I pick two real numbers through some process unknown to you. It might be random and it might not. Maybe I always pick "3" and "100". Maybe I roll two dice. Maybe I write C code by mashing a keyboard until it compiles and prints two numbers (or produces Windows ME). Maybe I always use 0 for the first number, and for the second I call my aunt and ask her for a negative real number, which I multiply by the estimated number of protons in the universe. (At this point, my aunt is used to that kind of call from me.)

I put these two numbers on slips of paper and put them in two envelopes. I thoroughly shuffle the envelopes, and then you choose one via a fair coin toss. You open it and look at the number. You are now given the option (as in the infamous but very different Monty Hall problem) of switching to the other envelope.

Your goal is to pick the envelope with the higher number. Can you come up with a strategy that guarantees you a better-than-even chance of winning?

It has to do better than 50% no matter how I picked the numbers--if your strategy includes the rule "switch if the number is a 2", it's wrong, because I could always be picking 2 and negative 100, and in that scenario your strategy will fail at least 50% of the time.

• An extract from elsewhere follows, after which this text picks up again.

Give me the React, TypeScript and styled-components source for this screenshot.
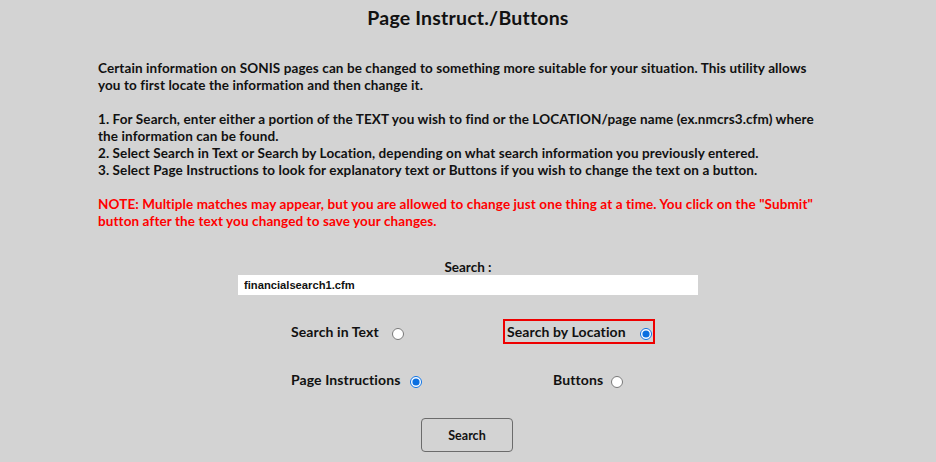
import React from "react";
import styled, { createGlobalStyle } from "styled-components";

const Global = createGlobalStyle`
  html, body { margin: 0; padding: 0; background: #d3d3d3; }
  body { font-family: "Lato", "DejaVu Sans", sans-serif; color: #111; }
`;

const Page = styled.div`
  width: 936px;
  height: 462px;
  overflow: hidden;
  display: flex;
  flex-direction: column;
  align-items: center;
`;

const Title = styled.h1`
  margin: 6px 0 0;
  font-size: 19.5px;
  font-weight: 700;
  line-height: 24px;
  letter-spacing: 0.2px;
`;

const Body = styled.div`
  align-self: flex-start;
  width: 722px;
  margin: 30px 0 0 98px;
  font-size: 13.5px;
  letter-spacing: 0.1px;
  font-weight: 700;
  line-height: 17.3px;
`;

const Para = styled.p<{ $red?: boolean }>`
  margin: 0 0 16px;
  color: ${(p) => (p.$red ? "#ff0000" : "#111")};
`;

const SearchBlock = styled.div`
  display: flex;
  flex-direction: column;
  align-items: center;
  margin-top: 13px;
`;

const Label = styled.div`
  font-size: 13.5px;
  font-weight: 700;
  line-height: 16px;
`;

const TextInput = styled.input`
  width: 460px;
  height: 20px;
  box-sizing: border-box;
  border: none;
  background: #fff;
  padding: 0 6px;
  font-family: "Liberation Sans", Arial, sans-serif;
  font-weight: 700;
  font-size: 11.2px;
  color: #111;
  outline: none;
`;

const OptionGrid = styled.div`
  display: grid;
  grid-template-columns: 216px 160px;
  row-gap: 23px;
  margin: 24px 0 0 14px;
  width: 376px;
`;

const Option = styled.label<{ $boxed?: boolean; $shift?: number }>`
  display: flex;
  align-items: center;
  height: 25px;
  box-sizing: border-box;
  padding: 0 1px 0 2px;
  margin-left: ${(p) => p.$shift ?? 0}px;
  font-size: 14px;
  letter-spacing: 0.1px;
  font-weight: 700;
  border: 2px solid ${(p) => (p.$boxed ? "#ee0000" : "transparent")};
  width: max-content;
`;

const Radio = styled.input<{ $gap: number }>`
  width: 12px;
  height: 12px;
  margin: 4px 0 0 ${(p) => p.$gap}px;
  accent-color: #0b6fe0;
`;

const SubmitButton = styled.button`
  margin: 26px 0 0 -2px;
  width: 92px;
  height: 34px;
  border: 1px solid #6b6b6b;
  border-radius: 4px;
  background: #d3d3d3;
  font-family: "Lato", "DejaVu Sans", sans-serif;
  font-size: 12.5px;
  font-weight: 700;
  color: #111;
`;

export default function App() {
  return (
    <Page>
      <Global />
      <Title>Page Instruct./Buttons</Title>
      <Body>
        <Para>
          Certain information on SONIS pages can be changed to something more suitable for your situation. This utility
          allows you to first locate the information and then change it.
        </Para>
        <Para>
          1. For Search, enter either a portion of the TEXT you wish to find or the LOCATION/page name (ex.nmcrs3.cfm)
          where the information can be found.
          <br />
          2. Select Search in Text or Search by Location, depending on what search information you previously entered.
          <br />
          3. Select Page Instructions to look for explanatory text or Buttons if you wish to change the text on a button.
        </Para>
        <Para $red>
          NOTE: Multiple matches may appear, but you are allowed to change just one thing at a time. You click on the
          "Submit" button after the text you changed to save your changes.
        </Para>
      </Body>
      <SearchBlock>
        <Label>Search :</Label>
        <TextInput defaultValue="financialsearch1.cfm" />
        <OptionGrid>
          <Option>
            Search in Text
            <Radio type="radio" name="mode" $gap={13} />
          </Option>
          <Option $boxed>
            Search by Location
            <Radio type="radio" name="mode" defaultChecked $gap={14} />
          </Option>
          <Option>
            Page Instructions
            <Radio type="radio" name="kind" defaultChecked $gap={10} />
          </Option>
          <Option $shift={46}>
            Buttons
            <Radio type="radio" name="kind" $gap={8} />
          </Option>
        </OptionGrid>
        <SubmitButton>Search</SubmitButton>
      </SearchBlock>
    </Page>
  );
}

This means your strategy must work even if I have guessed what your strategy is and am cherry-picking numbers specifically to defeat it.

I cannot emphasize enough that you do not know anything about my process. Not only do you not know the numbers, you don't know which random distribution I am picking them from—or whether it's even a random distribution at all—and there is no deductive basis for estimating the odds that I'm using any particular method. (This gets at what is sometimes called the difference between risk and uncertainty.)

I'll post again tomorrow with the correct answer and a bit more about the puzzle.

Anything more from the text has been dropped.